-- Start of Supplied information --

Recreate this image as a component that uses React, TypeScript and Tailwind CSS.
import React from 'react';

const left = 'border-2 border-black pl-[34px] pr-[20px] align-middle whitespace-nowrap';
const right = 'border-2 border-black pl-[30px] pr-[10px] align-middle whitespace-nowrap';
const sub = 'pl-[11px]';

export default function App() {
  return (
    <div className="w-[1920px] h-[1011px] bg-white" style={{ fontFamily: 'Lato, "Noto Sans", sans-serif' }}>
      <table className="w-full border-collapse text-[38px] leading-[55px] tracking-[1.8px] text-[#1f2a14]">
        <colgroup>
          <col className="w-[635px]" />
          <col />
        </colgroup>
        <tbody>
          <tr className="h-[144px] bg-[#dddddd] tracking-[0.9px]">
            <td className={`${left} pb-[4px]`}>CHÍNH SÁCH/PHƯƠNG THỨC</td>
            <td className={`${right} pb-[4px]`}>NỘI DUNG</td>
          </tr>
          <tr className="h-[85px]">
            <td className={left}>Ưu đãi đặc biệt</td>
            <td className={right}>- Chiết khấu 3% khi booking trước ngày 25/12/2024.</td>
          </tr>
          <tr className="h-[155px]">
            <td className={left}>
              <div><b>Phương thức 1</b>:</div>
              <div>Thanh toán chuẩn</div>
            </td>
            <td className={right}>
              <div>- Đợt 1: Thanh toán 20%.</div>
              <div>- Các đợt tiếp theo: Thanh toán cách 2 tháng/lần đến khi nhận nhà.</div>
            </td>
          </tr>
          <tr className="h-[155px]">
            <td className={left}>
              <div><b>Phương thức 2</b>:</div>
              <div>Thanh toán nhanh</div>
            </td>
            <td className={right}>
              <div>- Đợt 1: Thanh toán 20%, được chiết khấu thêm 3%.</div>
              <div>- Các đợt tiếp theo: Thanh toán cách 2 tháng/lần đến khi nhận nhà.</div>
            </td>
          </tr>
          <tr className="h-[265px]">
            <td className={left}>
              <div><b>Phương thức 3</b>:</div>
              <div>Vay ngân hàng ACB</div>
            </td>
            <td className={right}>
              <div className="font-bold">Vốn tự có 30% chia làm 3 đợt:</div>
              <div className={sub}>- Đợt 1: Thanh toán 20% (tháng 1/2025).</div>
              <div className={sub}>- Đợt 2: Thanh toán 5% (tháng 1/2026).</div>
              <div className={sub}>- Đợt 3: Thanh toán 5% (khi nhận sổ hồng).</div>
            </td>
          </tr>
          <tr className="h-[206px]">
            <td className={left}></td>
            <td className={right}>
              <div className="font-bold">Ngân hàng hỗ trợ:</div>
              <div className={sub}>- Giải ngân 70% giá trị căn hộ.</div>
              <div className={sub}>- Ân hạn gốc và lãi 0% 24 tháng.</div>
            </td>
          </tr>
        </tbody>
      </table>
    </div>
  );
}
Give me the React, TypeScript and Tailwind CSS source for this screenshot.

-- End of Supplied information --

What you need to do: All of the entries should be written out again exactly.

Solution to the problem:
Recreate this image as a component that uses React, TypeScript and Tailwind CSS.
import React from 'react';

const left = 'border-2 border-black pl-[34px] pr-[20px] align-middle whitespace-nowrap';
const right = 'border-2 border-black pl-[30px] pr-[10px] align-middle whitespace-nowrap';
const sub = 'pl-[11px]';

export default function App() {
  return (
    <div className="w-[1920px] h-[1011px] bg-white" style={{ fontFamily: 'Lato, "Noto Sans", sans-serif' }}>
      <table className="w-full border-collapse text-[38px] leading-[55px] tracking-[1.8px] text-[#1f2a14]">
        <colgroup>
          <col className="w-[635px]" />
          <col />
        </colgroup>
        <tbody>
          <tr className="h-[144px] bg-[#dddddd] tracking-[0.9px]">
            <td className={`${left} pb-[4px]`}>CHÍNH SÁCH/PHƯƠNG THỨC</td>
            <td className={`${right} pb-[4px]`}>NỘI DUNG</td>
          </tr>
          <tr className="h-[85px]">
            <td className={left}>Ưu đãi đặc biệt</td>
            <td className={right}>- Chiết khấu 3% khi booking trước ngày 25/12/2024.</td>
          </tr>
          <tr className="h-[155px]">
            <td className={left}>
              <div><b>Phương thức 1</b>:</div>
              <div>Thanh toán chuẩn</div>
            </td>
            <td className={right}>
              <div>- Đợt 1: Thanh toán 20%.</div>
              <div>- Các đợt tiếp theo: Thanh toán cách 2 tháng/lần đến khi nhận nhà.</div>
            </td>
          </tr>
          <tr className="h-[155px]">
            <td className={left}>
              <div><b>Phương thức 2</b>:</div>
              <div>Thanh toán nhanh</div>
            </td>
            <td className={right}>
              <div>- Đợt 1: Thanh toán 20%, được chiết khấu thêm 3%.</div>
              <div>- Các đợt tiếp theo: Thanh toán cách 2 tháng/lần đến khi nhận nhà.</div>
            </td>
          </tr>
          <tr className="h-[265px]">
            <td className={left}>
              <div><b>Phương thức 3</b>:</div>
              <div>Vay ngân hàng ACB</div>
            </td>
            <td className={right}>
              <div className="font-bold">Vốn tự có 30% chia làm 3 đợt:</div>
              <div className={sub}>- Đợt 1: Thanh toán 20% (tháng 1/2025).</div>
              <div className={sub}>- Đợt 2: Thanh toán 5% (tháng 1/2026).</div>
              <div className={sub}>- Đợt 3: Thanh toán 5% (khi nhận sổ hồng).</div>
            </td>
          </tr>
          <tr className="h-[206px]">
            <td className={left}></td>
            <td className={right}>
              <div className="font-bold">Ngân hàng hỗ trợ:</div>
              <div className={sub}>- Giải ngân 70% giá trị căn hộ.</div>
              <div className={sub}>- Ân hạn gốc và lãi 0% 24 tháng.</div>
            </td>
          </tr>
        </tbody>
      </table>
    </div>
  );
}
Give me the React, TypeScript and Tailwind CSS source for this screenshot.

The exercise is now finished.